Copy each line of the records that contains the word "page".

# Collection entries:
▼
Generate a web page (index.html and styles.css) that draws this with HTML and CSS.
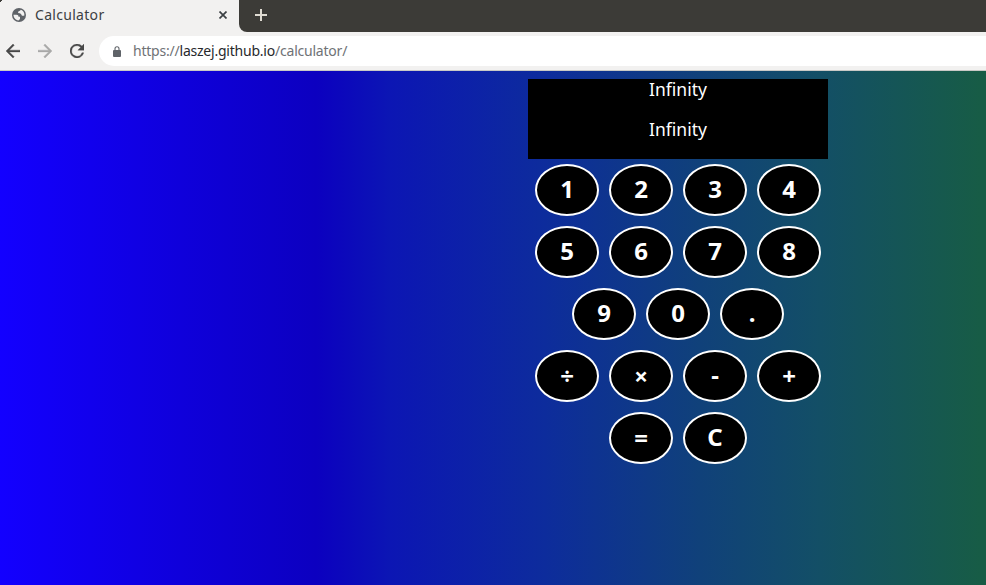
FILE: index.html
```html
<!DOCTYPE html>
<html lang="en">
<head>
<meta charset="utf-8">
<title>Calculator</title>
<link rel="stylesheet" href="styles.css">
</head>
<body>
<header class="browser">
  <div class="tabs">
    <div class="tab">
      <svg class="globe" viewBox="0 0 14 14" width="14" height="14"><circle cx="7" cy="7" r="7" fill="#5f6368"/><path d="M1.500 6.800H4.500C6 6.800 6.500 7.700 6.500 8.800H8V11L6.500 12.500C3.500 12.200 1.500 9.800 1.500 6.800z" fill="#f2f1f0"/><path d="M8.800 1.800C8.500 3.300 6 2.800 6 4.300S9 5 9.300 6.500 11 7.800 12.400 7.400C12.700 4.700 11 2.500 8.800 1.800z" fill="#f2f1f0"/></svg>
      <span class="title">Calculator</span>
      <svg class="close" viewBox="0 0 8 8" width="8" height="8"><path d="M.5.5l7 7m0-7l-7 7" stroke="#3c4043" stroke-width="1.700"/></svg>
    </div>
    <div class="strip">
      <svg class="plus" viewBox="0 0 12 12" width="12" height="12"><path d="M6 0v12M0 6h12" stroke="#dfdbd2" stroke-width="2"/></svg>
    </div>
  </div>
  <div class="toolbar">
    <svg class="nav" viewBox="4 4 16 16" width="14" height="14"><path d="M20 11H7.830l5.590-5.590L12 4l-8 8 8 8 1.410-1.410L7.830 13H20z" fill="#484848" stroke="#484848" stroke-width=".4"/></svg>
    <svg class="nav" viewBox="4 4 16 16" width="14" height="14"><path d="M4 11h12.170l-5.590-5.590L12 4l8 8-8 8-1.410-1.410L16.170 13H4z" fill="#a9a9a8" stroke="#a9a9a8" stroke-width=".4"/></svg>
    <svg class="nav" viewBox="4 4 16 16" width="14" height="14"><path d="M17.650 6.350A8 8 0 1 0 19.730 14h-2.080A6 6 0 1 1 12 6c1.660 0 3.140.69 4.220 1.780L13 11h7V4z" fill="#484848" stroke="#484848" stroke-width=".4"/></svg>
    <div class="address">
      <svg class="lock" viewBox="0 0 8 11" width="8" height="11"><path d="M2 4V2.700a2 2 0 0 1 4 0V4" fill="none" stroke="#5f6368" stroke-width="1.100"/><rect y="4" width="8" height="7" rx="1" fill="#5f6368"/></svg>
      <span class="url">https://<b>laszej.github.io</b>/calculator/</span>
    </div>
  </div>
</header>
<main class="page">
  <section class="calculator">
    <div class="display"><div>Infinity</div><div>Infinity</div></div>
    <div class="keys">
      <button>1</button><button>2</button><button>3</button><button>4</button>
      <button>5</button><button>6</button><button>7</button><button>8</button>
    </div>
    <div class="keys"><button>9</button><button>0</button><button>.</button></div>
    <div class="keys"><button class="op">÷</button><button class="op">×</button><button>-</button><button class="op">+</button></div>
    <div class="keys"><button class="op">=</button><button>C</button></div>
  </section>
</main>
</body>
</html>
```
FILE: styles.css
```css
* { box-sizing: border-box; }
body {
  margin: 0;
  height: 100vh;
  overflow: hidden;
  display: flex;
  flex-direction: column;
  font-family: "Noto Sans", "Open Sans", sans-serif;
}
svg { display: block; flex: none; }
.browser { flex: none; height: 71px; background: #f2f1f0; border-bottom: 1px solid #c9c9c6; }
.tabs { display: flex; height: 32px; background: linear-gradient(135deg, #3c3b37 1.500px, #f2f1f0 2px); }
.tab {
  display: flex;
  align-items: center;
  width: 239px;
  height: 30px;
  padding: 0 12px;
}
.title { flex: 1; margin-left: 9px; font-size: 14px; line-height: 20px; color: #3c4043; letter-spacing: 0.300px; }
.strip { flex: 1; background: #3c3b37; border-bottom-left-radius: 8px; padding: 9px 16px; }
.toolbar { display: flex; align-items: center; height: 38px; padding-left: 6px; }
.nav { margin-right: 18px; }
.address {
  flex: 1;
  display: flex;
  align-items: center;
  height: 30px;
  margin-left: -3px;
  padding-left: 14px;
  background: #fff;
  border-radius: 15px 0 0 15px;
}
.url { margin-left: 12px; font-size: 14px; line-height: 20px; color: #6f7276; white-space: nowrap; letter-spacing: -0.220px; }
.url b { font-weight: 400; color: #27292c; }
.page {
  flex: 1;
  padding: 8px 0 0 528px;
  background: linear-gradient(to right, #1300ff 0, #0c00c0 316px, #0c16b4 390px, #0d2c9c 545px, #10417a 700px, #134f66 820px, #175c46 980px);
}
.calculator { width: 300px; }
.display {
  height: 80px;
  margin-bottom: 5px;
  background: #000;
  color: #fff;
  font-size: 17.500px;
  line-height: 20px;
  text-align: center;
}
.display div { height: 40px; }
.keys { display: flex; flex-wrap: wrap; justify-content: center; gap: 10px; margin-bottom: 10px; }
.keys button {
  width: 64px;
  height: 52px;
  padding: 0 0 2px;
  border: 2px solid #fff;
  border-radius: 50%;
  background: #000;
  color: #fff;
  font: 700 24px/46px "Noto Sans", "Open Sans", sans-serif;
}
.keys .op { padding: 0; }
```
▲
▼
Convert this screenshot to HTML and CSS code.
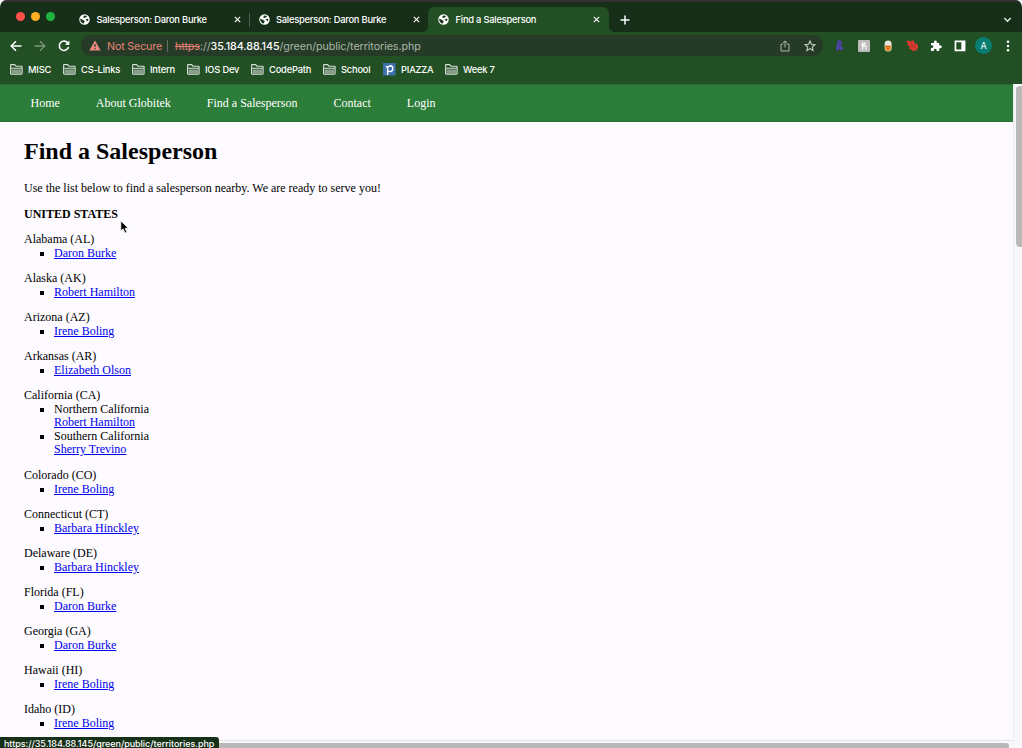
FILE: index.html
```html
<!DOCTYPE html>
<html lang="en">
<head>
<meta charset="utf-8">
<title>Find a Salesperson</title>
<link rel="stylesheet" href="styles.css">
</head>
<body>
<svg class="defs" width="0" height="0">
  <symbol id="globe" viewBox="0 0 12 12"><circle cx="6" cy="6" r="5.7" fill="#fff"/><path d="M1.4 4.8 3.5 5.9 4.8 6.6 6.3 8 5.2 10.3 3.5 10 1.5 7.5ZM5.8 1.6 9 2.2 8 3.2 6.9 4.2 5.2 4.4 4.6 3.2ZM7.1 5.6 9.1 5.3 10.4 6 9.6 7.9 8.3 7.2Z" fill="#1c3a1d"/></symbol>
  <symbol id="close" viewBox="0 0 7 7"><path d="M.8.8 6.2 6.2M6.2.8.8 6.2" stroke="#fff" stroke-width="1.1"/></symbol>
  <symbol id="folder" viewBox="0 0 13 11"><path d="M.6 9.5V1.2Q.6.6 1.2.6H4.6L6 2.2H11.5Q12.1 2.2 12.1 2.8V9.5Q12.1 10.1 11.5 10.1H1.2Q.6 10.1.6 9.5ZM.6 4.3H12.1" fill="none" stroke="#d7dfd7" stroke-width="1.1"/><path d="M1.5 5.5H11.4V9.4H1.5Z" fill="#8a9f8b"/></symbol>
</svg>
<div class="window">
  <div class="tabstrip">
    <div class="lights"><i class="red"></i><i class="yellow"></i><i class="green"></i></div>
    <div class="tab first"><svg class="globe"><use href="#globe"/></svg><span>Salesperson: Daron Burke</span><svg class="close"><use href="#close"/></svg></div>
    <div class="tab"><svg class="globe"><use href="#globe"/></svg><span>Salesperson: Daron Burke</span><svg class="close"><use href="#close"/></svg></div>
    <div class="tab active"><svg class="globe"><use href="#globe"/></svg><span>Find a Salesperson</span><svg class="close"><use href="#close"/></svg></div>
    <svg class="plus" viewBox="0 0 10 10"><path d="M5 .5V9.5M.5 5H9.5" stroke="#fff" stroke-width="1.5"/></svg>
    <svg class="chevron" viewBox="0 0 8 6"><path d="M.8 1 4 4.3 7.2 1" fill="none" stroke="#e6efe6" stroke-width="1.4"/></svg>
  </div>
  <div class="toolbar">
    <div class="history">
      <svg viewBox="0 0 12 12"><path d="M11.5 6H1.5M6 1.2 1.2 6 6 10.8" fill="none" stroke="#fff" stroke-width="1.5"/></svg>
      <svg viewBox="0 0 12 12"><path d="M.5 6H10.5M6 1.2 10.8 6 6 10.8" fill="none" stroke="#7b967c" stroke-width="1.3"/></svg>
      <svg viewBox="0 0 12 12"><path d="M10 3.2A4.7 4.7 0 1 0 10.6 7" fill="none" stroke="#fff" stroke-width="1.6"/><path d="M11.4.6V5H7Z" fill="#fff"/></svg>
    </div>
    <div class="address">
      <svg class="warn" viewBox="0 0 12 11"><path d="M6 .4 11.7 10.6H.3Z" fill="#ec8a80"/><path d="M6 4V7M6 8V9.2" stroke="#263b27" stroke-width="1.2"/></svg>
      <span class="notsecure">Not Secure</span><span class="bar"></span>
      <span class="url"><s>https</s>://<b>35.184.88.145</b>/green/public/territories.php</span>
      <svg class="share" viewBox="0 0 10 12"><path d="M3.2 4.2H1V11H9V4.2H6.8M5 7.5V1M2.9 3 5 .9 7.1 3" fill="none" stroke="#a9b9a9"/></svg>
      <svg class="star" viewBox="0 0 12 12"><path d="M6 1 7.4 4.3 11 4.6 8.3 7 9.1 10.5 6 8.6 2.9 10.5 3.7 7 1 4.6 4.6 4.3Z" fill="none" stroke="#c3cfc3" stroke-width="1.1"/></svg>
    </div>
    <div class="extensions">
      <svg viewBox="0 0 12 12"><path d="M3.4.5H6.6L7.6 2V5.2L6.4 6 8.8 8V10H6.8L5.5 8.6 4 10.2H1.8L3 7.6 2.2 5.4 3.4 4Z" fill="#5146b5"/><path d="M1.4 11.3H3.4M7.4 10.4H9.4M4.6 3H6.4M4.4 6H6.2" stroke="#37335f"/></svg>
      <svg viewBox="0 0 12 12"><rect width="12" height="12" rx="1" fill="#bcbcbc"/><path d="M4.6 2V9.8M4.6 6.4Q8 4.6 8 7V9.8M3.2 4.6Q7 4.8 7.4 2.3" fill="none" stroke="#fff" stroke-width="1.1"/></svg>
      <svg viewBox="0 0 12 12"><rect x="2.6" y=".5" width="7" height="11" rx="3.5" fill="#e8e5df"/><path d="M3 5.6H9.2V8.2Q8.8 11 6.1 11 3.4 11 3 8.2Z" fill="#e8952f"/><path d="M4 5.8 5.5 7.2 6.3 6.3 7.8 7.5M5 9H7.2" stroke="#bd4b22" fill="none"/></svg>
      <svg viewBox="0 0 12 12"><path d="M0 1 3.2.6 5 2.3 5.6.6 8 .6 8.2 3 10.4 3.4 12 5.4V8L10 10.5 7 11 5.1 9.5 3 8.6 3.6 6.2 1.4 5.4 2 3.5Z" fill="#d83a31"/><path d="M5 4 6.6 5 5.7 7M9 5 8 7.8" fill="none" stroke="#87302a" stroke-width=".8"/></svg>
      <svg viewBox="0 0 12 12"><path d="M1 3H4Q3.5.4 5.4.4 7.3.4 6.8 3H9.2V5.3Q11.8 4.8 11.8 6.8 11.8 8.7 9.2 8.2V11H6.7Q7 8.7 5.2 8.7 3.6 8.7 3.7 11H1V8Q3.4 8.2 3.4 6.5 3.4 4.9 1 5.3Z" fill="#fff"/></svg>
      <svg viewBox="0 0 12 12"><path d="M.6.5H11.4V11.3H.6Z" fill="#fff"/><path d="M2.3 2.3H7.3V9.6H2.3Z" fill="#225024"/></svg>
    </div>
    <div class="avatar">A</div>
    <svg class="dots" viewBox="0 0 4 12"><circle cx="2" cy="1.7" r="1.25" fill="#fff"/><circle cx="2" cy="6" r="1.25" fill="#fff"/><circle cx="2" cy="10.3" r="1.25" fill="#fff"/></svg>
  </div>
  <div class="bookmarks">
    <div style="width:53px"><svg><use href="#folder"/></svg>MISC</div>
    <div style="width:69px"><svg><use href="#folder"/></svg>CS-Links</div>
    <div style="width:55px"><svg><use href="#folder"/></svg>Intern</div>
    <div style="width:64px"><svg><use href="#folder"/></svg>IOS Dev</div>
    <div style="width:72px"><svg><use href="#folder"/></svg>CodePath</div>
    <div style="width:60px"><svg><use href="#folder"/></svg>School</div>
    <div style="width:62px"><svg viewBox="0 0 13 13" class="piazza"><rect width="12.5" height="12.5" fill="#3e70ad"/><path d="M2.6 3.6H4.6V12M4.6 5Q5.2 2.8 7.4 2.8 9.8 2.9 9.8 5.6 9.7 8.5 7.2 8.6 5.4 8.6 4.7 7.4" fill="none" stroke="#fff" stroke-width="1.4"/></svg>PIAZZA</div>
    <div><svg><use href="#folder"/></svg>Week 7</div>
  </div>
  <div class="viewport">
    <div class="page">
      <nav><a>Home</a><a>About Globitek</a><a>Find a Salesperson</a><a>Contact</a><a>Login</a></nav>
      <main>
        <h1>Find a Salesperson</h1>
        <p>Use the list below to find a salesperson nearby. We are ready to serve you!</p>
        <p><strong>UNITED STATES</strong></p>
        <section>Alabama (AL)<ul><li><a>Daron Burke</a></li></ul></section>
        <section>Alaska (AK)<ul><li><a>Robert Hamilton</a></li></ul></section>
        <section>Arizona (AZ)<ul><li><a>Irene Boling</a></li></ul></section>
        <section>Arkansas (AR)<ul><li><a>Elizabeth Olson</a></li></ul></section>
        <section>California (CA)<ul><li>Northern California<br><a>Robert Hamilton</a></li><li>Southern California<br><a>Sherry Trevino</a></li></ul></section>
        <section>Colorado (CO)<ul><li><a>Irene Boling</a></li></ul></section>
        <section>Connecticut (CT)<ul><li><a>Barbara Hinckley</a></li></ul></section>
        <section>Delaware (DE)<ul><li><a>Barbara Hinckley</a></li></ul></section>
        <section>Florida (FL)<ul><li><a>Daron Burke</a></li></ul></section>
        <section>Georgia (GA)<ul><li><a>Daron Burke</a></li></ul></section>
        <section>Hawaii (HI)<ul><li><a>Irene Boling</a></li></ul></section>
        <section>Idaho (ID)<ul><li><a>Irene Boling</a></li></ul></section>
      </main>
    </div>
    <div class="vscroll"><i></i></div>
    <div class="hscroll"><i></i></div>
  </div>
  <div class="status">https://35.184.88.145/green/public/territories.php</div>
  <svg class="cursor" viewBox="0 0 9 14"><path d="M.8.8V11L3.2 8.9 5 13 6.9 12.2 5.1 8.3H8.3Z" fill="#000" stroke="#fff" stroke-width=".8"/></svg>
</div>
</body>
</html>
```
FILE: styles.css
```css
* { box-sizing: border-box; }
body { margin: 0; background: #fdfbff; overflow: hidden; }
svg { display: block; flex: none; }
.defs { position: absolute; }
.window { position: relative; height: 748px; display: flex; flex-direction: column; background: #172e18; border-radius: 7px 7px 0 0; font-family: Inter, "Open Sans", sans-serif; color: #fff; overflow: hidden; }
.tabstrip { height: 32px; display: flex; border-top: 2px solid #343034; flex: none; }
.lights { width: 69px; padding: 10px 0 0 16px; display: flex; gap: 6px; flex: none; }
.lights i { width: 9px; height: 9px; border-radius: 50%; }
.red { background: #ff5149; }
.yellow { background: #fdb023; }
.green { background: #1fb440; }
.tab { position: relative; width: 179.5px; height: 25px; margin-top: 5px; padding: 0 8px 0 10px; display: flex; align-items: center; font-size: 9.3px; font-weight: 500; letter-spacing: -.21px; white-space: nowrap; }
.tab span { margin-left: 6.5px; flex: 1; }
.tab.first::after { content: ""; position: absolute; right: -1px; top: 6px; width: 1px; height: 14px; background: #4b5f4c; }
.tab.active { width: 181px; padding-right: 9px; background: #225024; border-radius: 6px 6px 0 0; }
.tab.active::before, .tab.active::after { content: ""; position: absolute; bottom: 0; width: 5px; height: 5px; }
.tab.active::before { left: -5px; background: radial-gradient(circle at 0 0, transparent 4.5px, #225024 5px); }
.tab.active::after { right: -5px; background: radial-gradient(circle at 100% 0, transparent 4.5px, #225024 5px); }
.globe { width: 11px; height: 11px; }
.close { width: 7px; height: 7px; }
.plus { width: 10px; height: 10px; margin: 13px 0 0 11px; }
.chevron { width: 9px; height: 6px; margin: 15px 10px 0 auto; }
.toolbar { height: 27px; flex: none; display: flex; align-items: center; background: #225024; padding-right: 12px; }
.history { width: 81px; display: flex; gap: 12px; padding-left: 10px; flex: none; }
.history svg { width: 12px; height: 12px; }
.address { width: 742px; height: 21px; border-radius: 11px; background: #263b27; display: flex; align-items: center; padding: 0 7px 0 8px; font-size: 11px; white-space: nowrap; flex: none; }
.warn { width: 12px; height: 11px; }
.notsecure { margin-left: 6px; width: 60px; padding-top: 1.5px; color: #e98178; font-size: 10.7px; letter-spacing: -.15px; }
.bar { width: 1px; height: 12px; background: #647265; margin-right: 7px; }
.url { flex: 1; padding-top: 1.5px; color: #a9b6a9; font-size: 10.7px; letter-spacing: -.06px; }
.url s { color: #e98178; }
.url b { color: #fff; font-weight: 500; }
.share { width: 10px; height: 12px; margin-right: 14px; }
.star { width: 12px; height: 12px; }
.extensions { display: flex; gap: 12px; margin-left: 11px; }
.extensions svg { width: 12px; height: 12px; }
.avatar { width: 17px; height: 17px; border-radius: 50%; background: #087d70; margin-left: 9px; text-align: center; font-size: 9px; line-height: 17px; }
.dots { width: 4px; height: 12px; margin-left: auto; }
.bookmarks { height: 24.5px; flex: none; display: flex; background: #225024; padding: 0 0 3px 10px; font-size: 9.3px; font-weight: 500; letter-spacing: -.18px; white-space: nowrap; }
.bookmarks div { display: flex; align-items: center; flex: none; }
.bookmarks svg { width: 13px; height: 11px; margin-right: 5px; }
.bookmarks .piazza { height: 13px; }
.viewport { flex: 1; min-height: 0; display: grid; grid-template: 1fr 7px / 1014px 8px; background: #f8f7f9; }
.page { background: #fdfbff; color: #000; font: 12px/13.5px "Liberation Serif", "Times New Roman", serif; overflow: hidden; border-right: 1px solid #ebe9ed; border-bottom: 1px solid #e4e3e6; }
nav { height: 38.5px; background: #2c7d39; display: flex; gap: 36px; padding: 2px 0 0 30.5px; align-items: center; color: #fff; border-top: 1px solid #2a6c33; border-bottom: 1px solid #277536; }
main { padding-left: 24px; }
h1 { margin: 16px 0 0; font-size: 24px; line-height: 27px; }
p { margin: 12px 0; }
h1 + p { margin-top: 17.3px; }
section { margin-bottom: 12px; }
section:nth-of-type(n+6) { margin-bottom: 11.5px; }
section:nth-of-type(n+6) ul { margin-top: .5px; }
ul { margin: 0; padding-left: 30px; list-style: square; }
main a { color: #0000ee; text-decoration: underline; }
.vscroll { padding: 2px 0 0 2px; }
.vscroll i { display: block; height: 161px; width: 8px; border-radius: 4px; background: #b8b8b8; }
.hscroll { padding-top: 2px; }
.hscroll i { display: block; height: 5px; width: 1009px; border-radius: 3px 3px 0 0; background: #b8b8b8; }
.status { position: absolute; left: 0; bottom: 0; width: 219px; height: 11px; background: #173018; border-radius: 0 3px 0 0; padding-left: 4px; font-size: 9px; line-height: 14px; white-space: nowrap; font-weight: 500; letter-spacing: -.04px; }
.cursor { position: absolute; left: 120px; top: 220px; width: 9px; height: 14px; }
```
▲
# Response to this task:
Generate a web page (index.html and styles.css) that draws this with HTML and CSS.
<main class="page">
.page {
    <div class="page">
.page { background: #fdfbff; color: #000; font: 12px/13.5px "Liberation Serif", "Times New Roman", serif; overflow: hidden; border-right: 1px solid #ebe9ed; border-bottom: 1px solid #e4e3e6; }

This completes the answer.